Au total la mort nationale de Dexia qui s’est rêvée banque universelle européenne et banque mondiale de financement public illustre une fois de plus la force des tropismes nationaux, la faiblesse des régulateurs et la fragilité de modèles économiques qui ignorent le risque de liquidité.
Dexia Belgique, évaluée à 7-10 milliards d’euros, a été cédée à l’Etat belge pour 4 milliards d’euros parce que la France voulait minorer son exposition à la banque résiduelle créée pour porter les actifs toxiques de peur de perdre son triple A. La France sacrifie ainsi les actionnaires actuels pour limiter les pertes qu’elle aura à subir quand les actifs toxiques seront vendus à perte au fil du temps.
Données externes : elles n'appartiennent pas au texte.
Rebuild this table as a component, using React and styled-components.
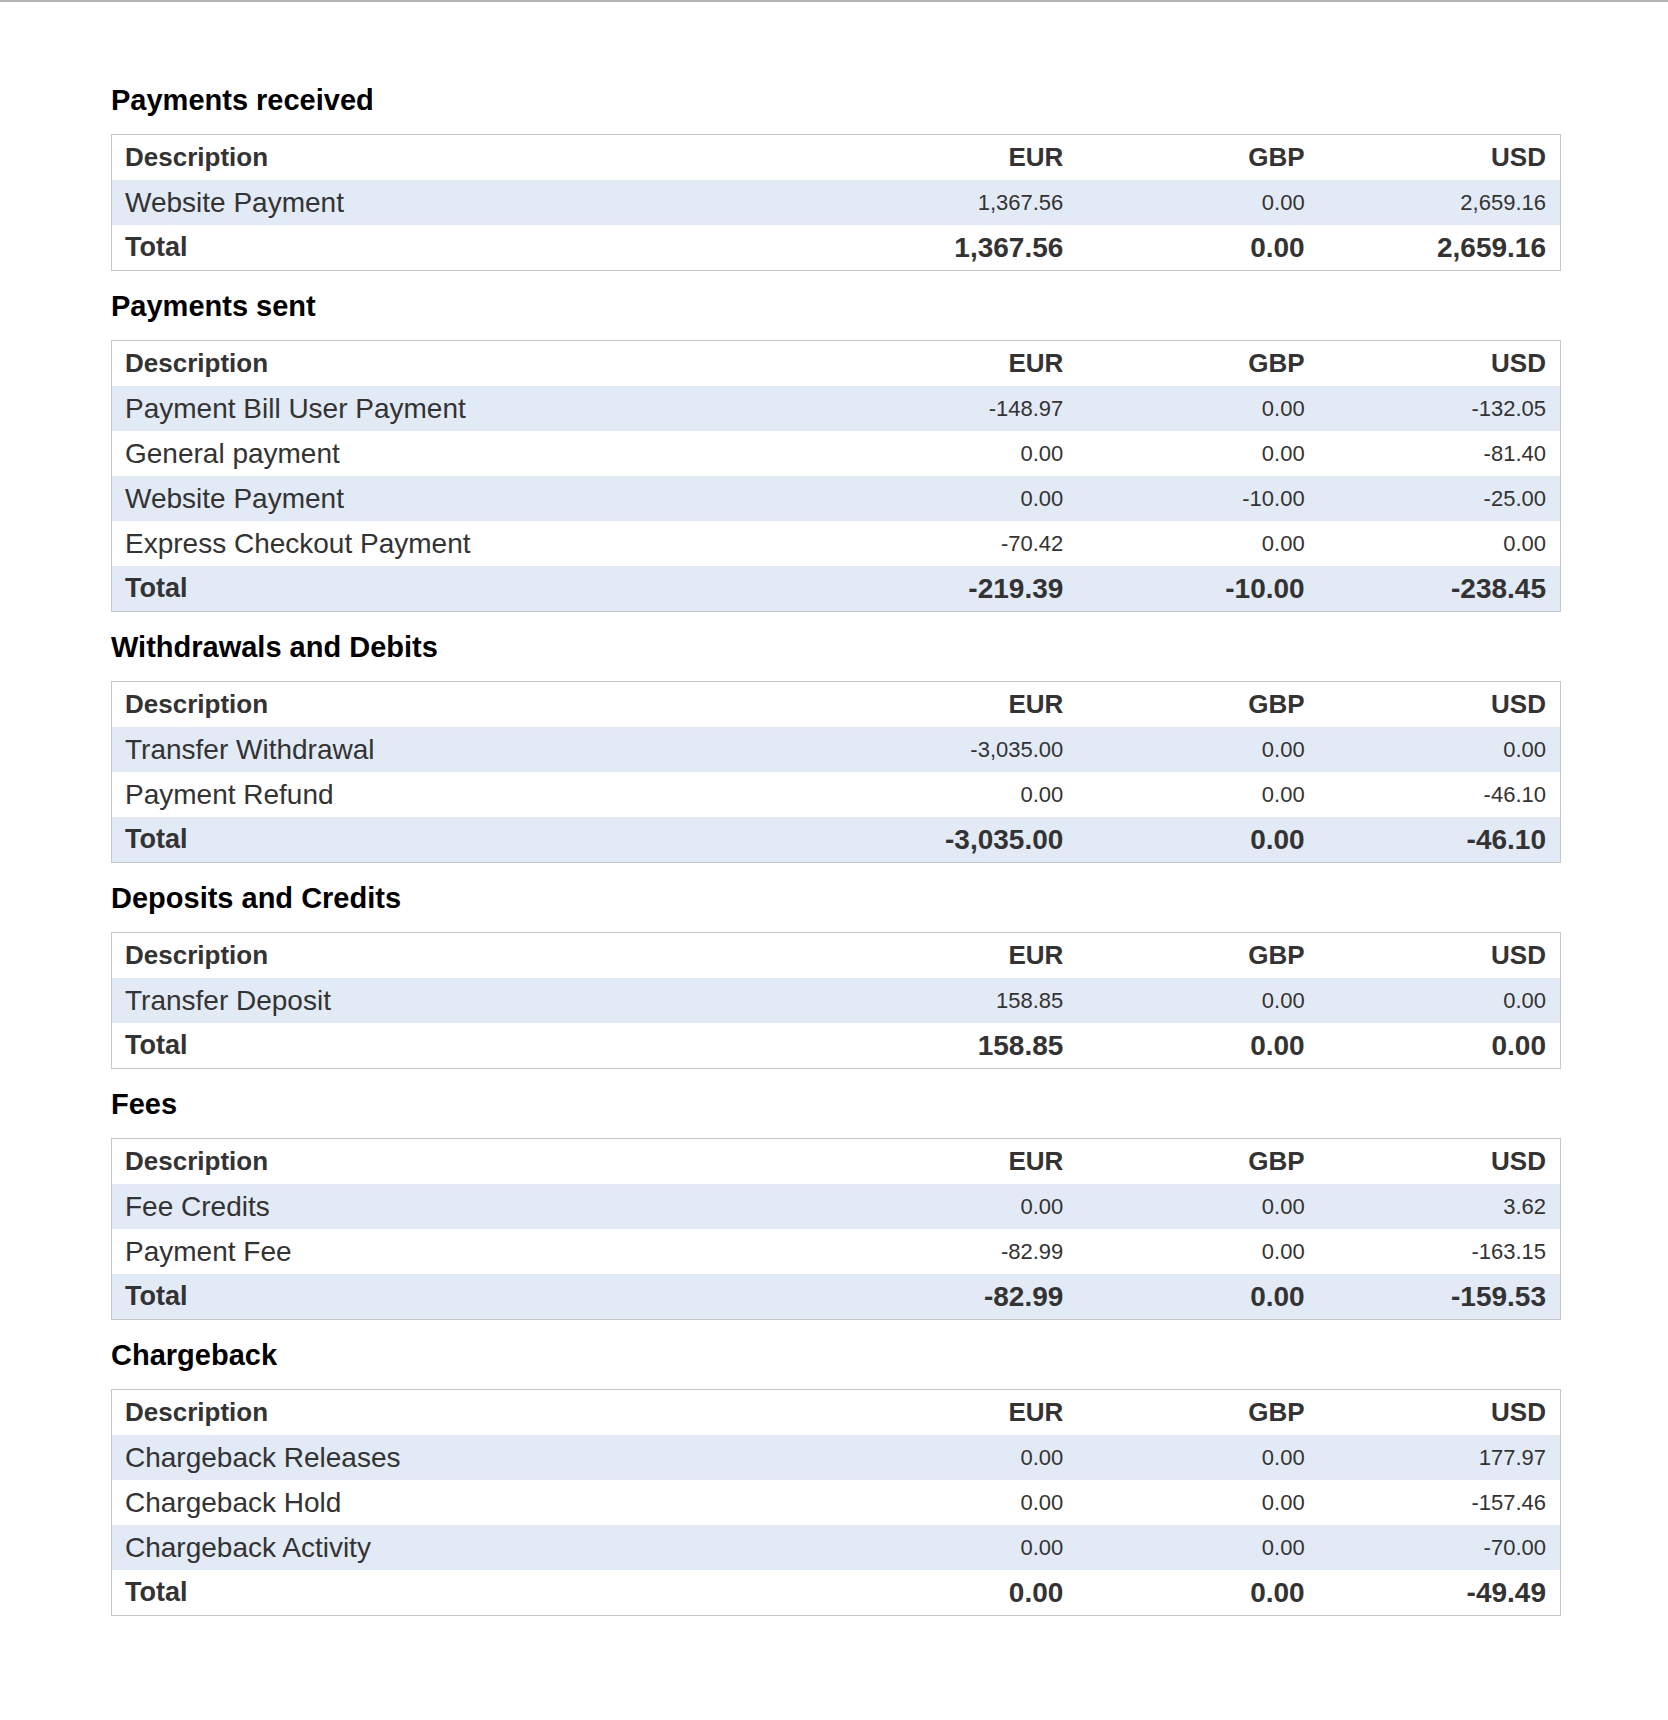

Mais ces actifs toxiques constitués en particulier de dettes des pays périphériques de la zone euro ont été conservés par Dexia à la demande du gouvernement français !
Dexia, classée entreprise aux fonds propres les plus solides (Tier 1, meilleur que ceux du Crédit Agricole, de BNPP et de SocGen), a disparu quelques semaines après que ce constat ait été établi par le régulateur bancaire européen. L’aveuglement du régulateur jusqu’au terme ultime de la crise de Dexia laisse sans voix.